Furthermore, the Working Party’s explanatory paper refers to a breach of the service agreement or written contract with sub-processors—in brackets, almost as an afterthought—but this inclusion, without any further detail, appears to widen the potential scope considerably.
- Co-operation with the controller
Another area where processors are required to make somewhat vague and potentially very wide commitments is as regards co-operation with the controller. The Working Party states in its table of elements and principles for processor BCRs that “processors and sub-processors will have a general duty to help and assist the controller to comply with the law”. Non-exhaustive examples given in the Working Party’s papers include executing necessary measures in respect of rectification, deletion and anonymisation of data, as well as assisting with complaints handling, and assisting with enquiries from data protection authorities. The explanatory document further states that this shall be done “in reasonable time and to the extent reasonably possible”.
It would be advisable for a service provider to include wording in the BCRs and/or its service agreements that this assistance will be provided at the cost of the controller. Nonetheless, it still creates a potential risk to a service provider of a controller seeking to rely on the BCRs to impose additional obligations on the service provider, not envisaged as part of the scope of work.

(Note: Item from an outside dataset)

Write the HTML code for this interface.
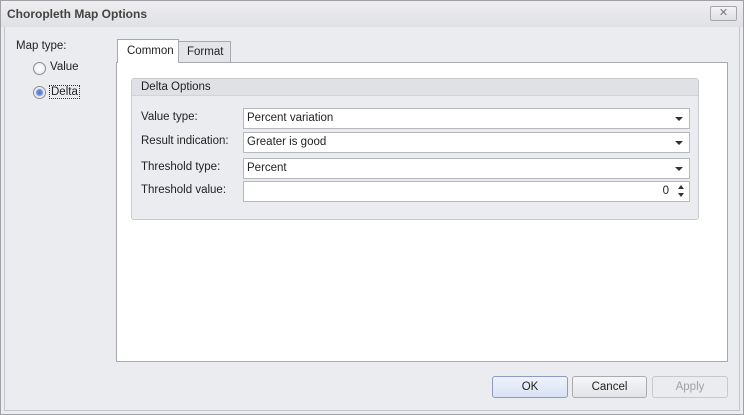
<!DOCTYPE html><html><head><style>
*{box-sizing:border-box;margin:0;padding:0}
body{width:744px;height:415px;background:#ebecef;font-family:"Liberation Sans",sans-serif;font-size:11.5px;color:#222;position:relative;overflow:hidden}
.a{position:absolute}
.frame{left:0;top:0;width:744px;height:415px;border:1px solid #a0a0a6}
.title{left:1px;top:1px;width:742px;height:26px;background:linear-gradient(#eeeef1,#e0e1e5);font-weight:bold;font-size:12px;color:#444;padding:6px 6px}
.inner{left:4px;top:27px;width:736px;height:384px;border:1px solid #c4c5ca;border-top:none}
.close{left:710px;top:6px;width:27px;height:15px;border:1px solid #a6a7ad;border-radius:2px;background:linear-gradient(#f4f4f6,#dedfe3);color:#777;font-size:11px;text-align:center;line-height:13px}
.radio{width:13px;height:13px;border-radius:50%;border:1px solid #8a8c92;background:radial-gradient(#fff,#e6e6e8)}
.sel{background:radial-gradient(circle,#4d6fd0 0,#7a96e0 3px,#dfe4f0 4px,#fff 6px)}
.page{left:116px;top:62px;width:612px;height:300px;background:#fff;border:1px solid #a8a9ae}
.tab{height:23px;border:1px solid #a8a9ae;border-bottom:none;padding:5px 9px;background:#e4e5e9}
.group{left:131px;top:78px;width:568px;height:142px;border:1px solid #c9cace;border-radius:3px;background:#ebecef}
.gh{left:0;top:0;width:566px;height:17px;background:#e0e1e5;padding:2px 9px;border-bottom:1px solid #d2d3d7}
.ed{left:243px;width:447px;height:21px;border:1px solid #b6b8bd;background:#fff;padding:3px 3px}
.arr{position:absolute;right:6px;top:8px;width:0;height:0;border-left:4px solid transparent;border-right:4px solid transparent;border-top:4px solid #333}
.lbl{left:141px}
.btn{top:376px;width:76px;height:22px;border:1px solid #a9abb1;border-radius:3px;background:linear-gradient(#f6f6f8,#e3e4e8);text-align:center;line-height:20px}
</style></head><body>
<div class="a frame"></div>
<div class="a title">Choropleth Map Options</div>
<div class="a close">✕</div>
<div class="a inner"></div>
<div class="a" style="left:16px;top:40px">Map type:</div>
<div class="a radio" style="left:33px;top:62px"></div><div class="a" style="left:50px;top:61px">Value</div>
<div class="a radio sel" style="left:33px;top:86px"></div><div class="a" style="left:49px;top:85px;border:1px dotted #333;padding:0 1px">Delta</div>
<div class="a page"></div>
<div class="a tab" style="left:178px;top:41px;width:53px;height:21px;padding:4px 8px">Format</div>
<div class="a tab" style="left:117px;top:39px;width:62px;height:24px;background:#fff;padding:5px 9px">Common</div>
<div class="a group"><div class="a gh">Delta Options</div></div>
<div class="a lbl" style="top:111px">Value type:</div>
<div class="a lbl" style="top:135px">Result indication:</div>
<div class="a lbl" style="top:161px">Threshold type:</div>
<div class="a lbl" style="top:184px">Threshold value:</div>
<div class="a ed" style="top:108px">Percent variation<div class="arr"></div></div>
<div class="a ed" style="top:132px">Greater is good<div class="arr"></div></div>
<div class="a ed" style="top:158px">Percent<div class="arr"></div></div>
<div class="a ed" style="top:181px;text-align:right;padding-right:20px">0<div style="position:absolute;right:5px;top:3px;width:0;border-left:3.5px solid transparent;border-right:3.5px solid transparent;border-bottom:4px solid #333"></div><div style="position:absolute;right:5px;top:11px;width:0;border-left:3.5px solid transparent;border-right:3.5px solid transparent;border-top:4px solid #333"></div></div>
<div class="a btn" style="left:492px;background:linear-gradient(#eef2fb,#d8e2f6);border-color:#8d9cc0">OK</div>
<div class="a btn" style="left:572px;width:75px">Cancel</div>
<div class="a btn" style="left:652px;color:#a0a0a6;border-color:#c8c9ce;background:#ebecef">Apply</div>
</body></html>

- Controller’s right to object/terminate
There are two circumstances under the BCRs where the controller must be given the option to terminate the processing arrangement: if the sub-processor changes, or if the “processing conditions” change. This is potentially hugely significant—in particular for long term arrangements where the service provider may only begin to generate profits towards the back-end of the term. Furthermore, the Working Party unfortunately gives no guidance on how this termination right would work in practice (would it be a termination for breach? for convenience? could early termination charges apply?)
Sub-processing may only be conducted with the prior consent of the controller. As with the Model Clauses, the BCRs do allow for a ‘general’ prior consent to be given by the controller in the service agreement. However, the Working Party guidance states that if general consent is given, the controller should be informed of any addition or replacement of sub-processors (including those sub-processors within the group), in such a timely fashion that the controller is able to object to the change or terminate the contract, before the new arrangement is implemented.
First of all, this appears to go entirely contrary to the concept of a general prior consent—since specific consent must still be sought each time. In relation to standardised services (e.g. cloud offerings), it is also impractical—even more impractical than the requirement under the Model Clauses to send a copy of any executed sub-processing arrangement to the controller.
Any changes to the BCRs must be communicated to the data protection authorities and the controllers. Crucially, controllers must also be given the right to object and/or terminate the contract in the event to a change in the BCRs which affects the “processing conditions”. The only guidance from the Working Party on what would constitute a “processing condition” in this context is the example of the replacement of a sub-processor (not a particularly helpful example in view of the above). Furthermore, there is no requirement of materiality to trigger the termination right. A likely effect of this termination right may be that applicants for processor BCRs look to include information about ‘processing conditions’ at only a very high level in their BCRs—in order to preserve their business’s flexibility and avoid having to make subsequent amendments to the BCRs (thereby triggering the termination right).
Another potentially difficult requirement in the Working Party’s guidance is that the service agreement must contain a commitment by the controller that it will inform data subjects about the existence of processors outside the EEA and, importantly, the existence of the BCRs. This could become a very burdensome obligation for controllers who use many different processors—and although it is one which is notably placed on the controller, the processor must commit to as part of its application. This could also result in some tension here between the controller and the processor, were the controller to refuse to take on this obligation (which arguably goes beyond the standard notification requirements of a data controller), leaving the processor potentially in breach of its BCRs.
It is interesting to consider the practicalities of this obligation. For example, in the case of a service provider taking over a legacy system where the data has already been collected from a large number of data subjects (e.g. outsourcing or hosting for a bank), is it realistic to expect the controller to contact each of its customers to inform them about the BCRs? Will it be sufficient for the controller to make information available on its website? Since it seems doubtful that the vast majority of data subjects would have even heard of data transfer restrictions, much less BCRs, there would also presumably be a level of explanation required here.
Service providers who put in place processor BCRs may well be able to use these as an advantage in the marketplace—guaranteeing their customers compliance with EEA data transfer restrictions without the extra paperwork of the Model Clauses. Furthermore, the Model Clauses are viewed by many to be merely a ‘papering’ exercise. Service providers can make the argument to their customers that BCRs provide far more genuine safeguards by embedding the ‘gold standard’ protections (e.g. in terms of audit, data privacy officers etc.) into the service provider’s entire group structure.
The four points highlighted above (and there likely will be others) will, no doubt, present challenges to processors. However, a number of these arise from broad or unclear wording in the Working Party guidance, which could potentially be resolved as the application process develops. Certainly, there may be scope for individual data protection authorities to take a pragmatic view on these requirements.